## What the exercise asks
Gather all lines from the material that contain the word "components".

## Supplied material
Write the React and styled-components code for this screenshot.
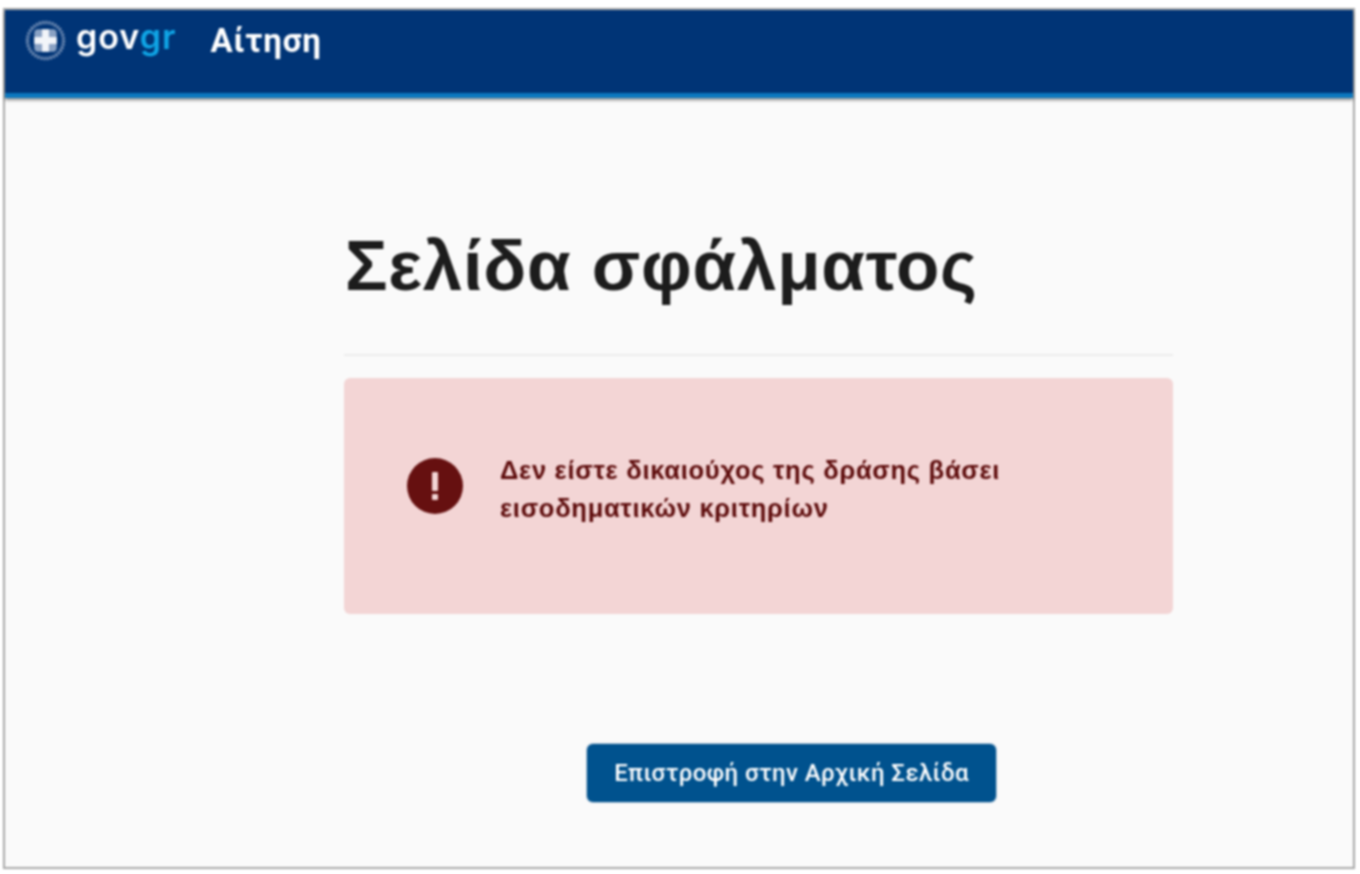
import React from 'react';
import styled, { createGlobalStyle } from 'styled-components';

const GlobalStyle = createGlobalStyle`
  html, body {
    margin: 0;
    padding: 0;
    background: #fff;
    font-family: "Liberation Sans", Arial, sans-serif;
  }
`;

const App = () => {
  return (
    <Page>
      <GlobalStyle />
      <Frame>
        <Header>
          <Logo>
            <Crest width="41" height="41" viewBox="0 0 42 42">
              <circle cx="21" cy="21" r="18.5" fill="none" stroke="#7f98bc" strokeWidth="3.5" strokeDasharray="2 1.2" />
              <rect x="9.5" y="9.5" width="23" height="23" rx="4" fill="#8aa2c4" />
              <rect x="9.5" y="17.5" width="23" height="7" fill="#f2f5f9" />
              <rect x="17.5" y="9.5" width="7" height="23" fill="#f2f5f9" />
            </Crest>
            <LogoWord>
              gov<LogoAccent>gr</LogoAccent>
            </LogoWord>
          </Logo>
          <AppTitle>Αίτηση</AppTitle>
        </Header>
        <Main>
          <Title>Σελίδα σφάλματος</Title>
          <Divider />
          <Alert>
            <AlertIcon viewBox="0 0 56 56">
              <circle cx="28" cy="28" r="28" fill="#661010" />
              <rect x="25" y="14" width="6" height="19" rx="1" fill="#f3d5d5" />
              <rect x="25" y="36" width="6" height="6" rx="1" fill="#f3d5d5" />
            </AlertIcon>
            <AlertText>
              Δεν είστε δικαιούχος της δράσης βάσει
              <br />
              εισοδηματικών κριτηρίων
            </AlertText>
          </Alert>
          <Actions>
            <BackButton>Επιστροφή στην Αρχική Σελίδα</BackButton>
          </Actions>
        </Main>
      </Frame>
    </Page>
  );
};

const Page = styled.div`
  width: 1360px;
  height: 874px;
  padding: 8px 5px 5px 3px;
  box-sizing: border-box;
  overflow: hidden;
`;

const Frame = styled.div`
  height: 100%;
  box-sizing: border-box;
  border: 2px solid #a8a8a8;
  background: #fafafa;
  display: flex;
  flex-direction: column;
  filter: blur(0.8px);
`;

const Header = styled.header`
  height: 88px;
  box-sizing: border-box;
  flex: none;
  display: flex;
  align-items: flex-start;
  background: #003476;
  border-bottom: 5px solid #0c78bf;
  box-shadow: 0 2px 3px rgba(0, 0, 0, 0.45);
  padding: 9px 0 0 20px;
  color: #fff;
`;

const Logo = styled.div`
  display: flex;
  align-items: flex-start;
  gap: 10px;
`;

const Crest = styled.svg`
  margin-top: 1px;
`;

const LogoWord = styled.span`
  font-family: Inter, sans-serif;
  font-size: 34px;
  line-height: 32px;
  font-weight: 600;
  letter-spacing: 1px;
  margin-top: 2px;
`;

const LogoAccent = styled.span`
  color: #0fa5e6;
`;

const AppTitle = styled.div`
  font-family: Roboto, sans-serif;
  font-size: 33px;
  line-height: 44px;
  font-weight: 700;
  letter-spacing: 0.8px;
  margin-left: 34px;
`;

const Main = styled.main`
  width: 829px;
  margin-left: 339px;
  display: flex;
  flex-direction: column;
`;

const Title = styled.h1`
  margin: 126px 0 0 1px;
  font-family: "Liberation Sans", sans-serif;
  font-size: 71px;
  line-height: 84px;
  font-weight: 700;
  color: #1c1c1c;
  letter-spacing: 0.7px;
`;

const Divider = styled.hr`
  margin: 46px 0 0;
  border: 0;
  border-top: 2px solid #ececec;
`;

const Alert = styled.div`
  margin-top: 22px;
  height: 236px;
  box-sizing: border-box;
  background: #f3d5d5;
  border-radius: 6px;
  display: flex;
  align-items: flex-start;
  padding: 73px 0 0 63px;
`;

const AlertIcon = styled.svg`
  width: 56px;
  height: 56px;
  flex: none;
  margin-top: 7px;
`;

const AlertText = styled.p`
  margin: 0 0 0 37px;
  font-family: "Liberation Sans", sans-serif;
  font-size: 25.5px;
  line-height: 38px;
  font-weight: 700;
  letter-spacing: 0.73px;
  color: #5c0a0a;
`;

const Actions = styled.div`
  display: flex;
  justify-content: flex-start;
  padding-left: 243px;
  margin-top: 130px;
`;

const BackButton = styled.button`
  width: 409px;
  height: 58px;
  border: 0;
  border-radius: 6px;
  background: #00528e;
  box-shadow: 0 0 0 1px #b4c9dc;
  color: #fff;
  font-family: Roboto, sans-serif;
  font-size: 24px;
  font-weight: 500;
  letter-spacing: 0.4px;
  cursor: pointer;
`;

export default App;
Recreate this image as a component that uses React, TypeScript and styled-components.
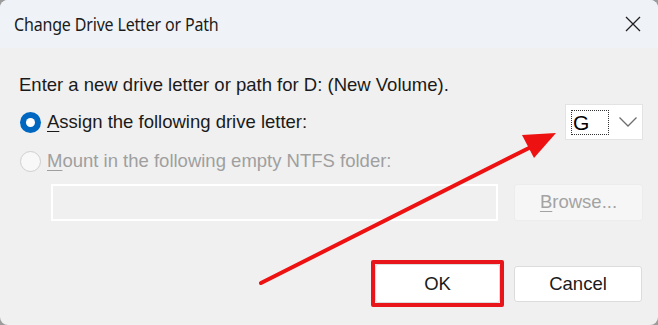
import React from "react";
import styled, { createGlobalStyle } from "styled-components";

const GlobalStyle = createGlobalStyle`
  html, body {
    margin: 0;
    padding: 0;
    background: #9c9c9c;
  }
  #root {
    width: 658px;
    height: 325px;
  }
`;

const Dialog = styled.div`
  position: relative;
  width: 658px;
  height: 325px;
  background: #f0f0f0;
  border-radius: 8px;
  overflow: hidden;
  display: flex;
  flex-direction: column;
  font-family: "Liberation Sans", Arial, sans-serif;
  color: #1a1a1a;
`;

const TitleBar = styled.div`
  height: 48px;
  flex: 0 0 48px;
  background: #eff3f8;
  display: flex;
  align-items: center;
  justify-content: space-between;
  padding: 0 17px 0 14px;
  box-sizing: border-box;
`;

const Title = styled.div`
  font-family: "Noto Sans", "Open Sans", sans-serif;
  font-size: 18px;
  letter-spacing: -0.2px;
  transform: scaleX(0.89);
  transform-origin: left center;
  color: #1b1b1b;
  margin-top: -1px;
`;

const CloseButton = styled.div`
  width: 16px;
  height: 16px;
  display: flex;
  margin-top: -1px;
`;

const Body = styled.div`
  flex: 1;
  padding: 27px 15px 0 19px;
  display: flex;
  flex-direction: column;
  font-size: 18.5px;
`;

const Prompt = styled.div`
  height: 20px;
  line-height: 20px;
`;

const OptionRow = styled.div<{ $top: number; $height: number }>`
  margin-top: ${(p) => p.$top}px;
  height: ${(p) => p.$height}px;
  display: flex;
  align-items: center;
  justify-content: space-between;
`;

const RadioLabel = styled.label<{ $disabled?: boolean }>`
  display: flex;
  align-items: center;
  gap: 6px;
  color: ${(p) => (p.$disabled ? "#9f9f9f" : "#1a1a1a")};
`;

const Radio = styled.span<{ $checked?: boolean }>`
  width: 21px;
  height: 21px;
  box-sizing: border-box;
  border-radius: 50%;
  margin-left: 1px;
  display: flex;
  align-items: center;
  justify-content: center;
  background: ${(p) => (p.$checked ? "#0067c0" : "#f8f8f8")};
  border: ${(p) => (p.$checked ? "none" : "1px solid #cfcfcf")};
  &::after {
    content: "";
    display: ${(p) => (p.$checked ? "block" : "none")};
    width: 9px;
    height: 9px;
    border-radius: 50%;
    background: #ffffff;
  }
`;

const Key = styled.span`
  text-decoration: underline;
  text-underline-offset: 3px;
  text-decoration-thickness: 1px;
`;

const Combo = styled.div`
  width: 78px;
  height: 36px;
  box-sizing: border-box;
  background: #ffffff;
  border: 1px solid #e3e3e3;
  display: flex;
  align-items: center;
  padding-left: 5px;
  gap: 9px;
`;

const ComboValue = styled.div`
  width: 38px;
  height: 25px;
  box-sizing: border-box;
  border: 1px dotted #333;
  font-size: 21px;
  line-height: 23px;
  padding-left: 1px;
  color: #000;
`;

const FieldRow = styled.div`
  margin-top: 13px;
  height: 37px;
  padding-left: 32px;
  display: flex;
  gap: 16px;
`;

const PathField = styled.div`
  flex: 1;
  box-sizing: border-box;
  border: 2px solid #ffffff;
  background: #f0f0f0;
`;

const BrowseButton = styled.div`
  width: 129px;
  box-sizing: border-box;
  background: #f6f6f6;
  border: 1px solid #ececec;
  border-radius: 3px;
  display: flex;
  align-items: center;
  justify-content: center;
  color: #a3a3a3;
  padding-bottom: 2px;
`;

const ButtonRow = styled.div`
  margin-top: 39px;
  height: 47px;
  display: flex;
  align-items: center;
  justify-content: flex-end;
  gap: 10px;
  padding-right: 1px;
`;

const Highlight = styled.div`
  border: 4px solid #e8161b;
  border-radius: 2px;
  display: flex;
`;

const Button = styled.div<{ $w: number; $h: number }>`
  width: ${(p) => p.$w}px;
  height: ${(p) => p.$h}px;
  box-sizing: border-box;
  background: #ffffff;
  border: 1px solid #dcdcdc;
  border-radius: 3px;
  display: flex;
  align-items: center;
  justify-content: center;
  color: #1a1a1a;
`;

const Overlay = styled.svg`
  position: absolute;
  left: 0;
  top: 0;
  pointer-events: none;
`;

export default function App() {
  return (
    <>
      <GlobalStyle />
      <Dialog>
        <TitleBar>
          <Title>Change Drive Letter or Path</Title>
          <CloseButton>
            <svg width="16" height="16" viewBox="0 0 16 16">
              <path d="M1 1 L15 15 M15 1 L1 15" stroke="#1f1f1f" strokeWidth="1.3" fill="none" />
            </svg>
          </CloseButton>
        </TitleBar>
        <Body>
          <Prompt>Enter a new drive letter or path for D: (New Volume).</Prompt>
          <OptionRow $top={9} $height={36}>
            <RadioLabel>
              <Radio $checked />
              <span>
                <Key>A</Key>ssign the following drive letter:
              </span>
            </RadioLabel>
            <Combo>
              <ComboValue>G</ComboValue>
              <svg width="20" height="12" viewBox="0 0 20 12">
                <path d="M1.5 1.5 L10 10 L18.5 1.5" stroke="#6e6e6e" strokeWidth="1.3" fill="none" />
              </svg>
            </Combo>
          </OptionRow>
          <OptionRow $top={11} $height={20}>
            <RadioLabel $disabled>
              <Radio />
              <span>
                <Key>M</Key>ount in the following empty NTFS folder:
              </span>
            </RadioLabel>
          </OptionRow>
          <FieldRow>
            <PathField />
            <BrowseButton>
              <span>
                <Key>B</Key>rowse...
              </span>
            </BrowseButton>
          </FieldRow>
          <ButtonRow>
            <Highlight>
              <Button $w={125} $h={39}>OK</Button>
            </Highlight>
            <Button $w={128} $h={36}>Cancel</Button>
          </ButtonRow>
        </Body>
        <Overlay width="658" height="325" viewBox="0 0 658 325">
          <line x1="261" y1="283" x2="535" y2="145" stroke="#ee1111" strokeWidth="4" strokeLinecap="round" />
          <polygon points="556,133 522,135 534,158" fill="#ee1111" />
        </Overlay>
      </Dialog>
    </>
  );
}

## Reply to the exercise
Write the React and styled-components code for this screenshot.
import styled, { createGlobalStyle } from 'styled-components';
Recreate this image as a component that uses React, TypeScript and styled-components.
import styled, { createGlobalStyle } from "styled-components";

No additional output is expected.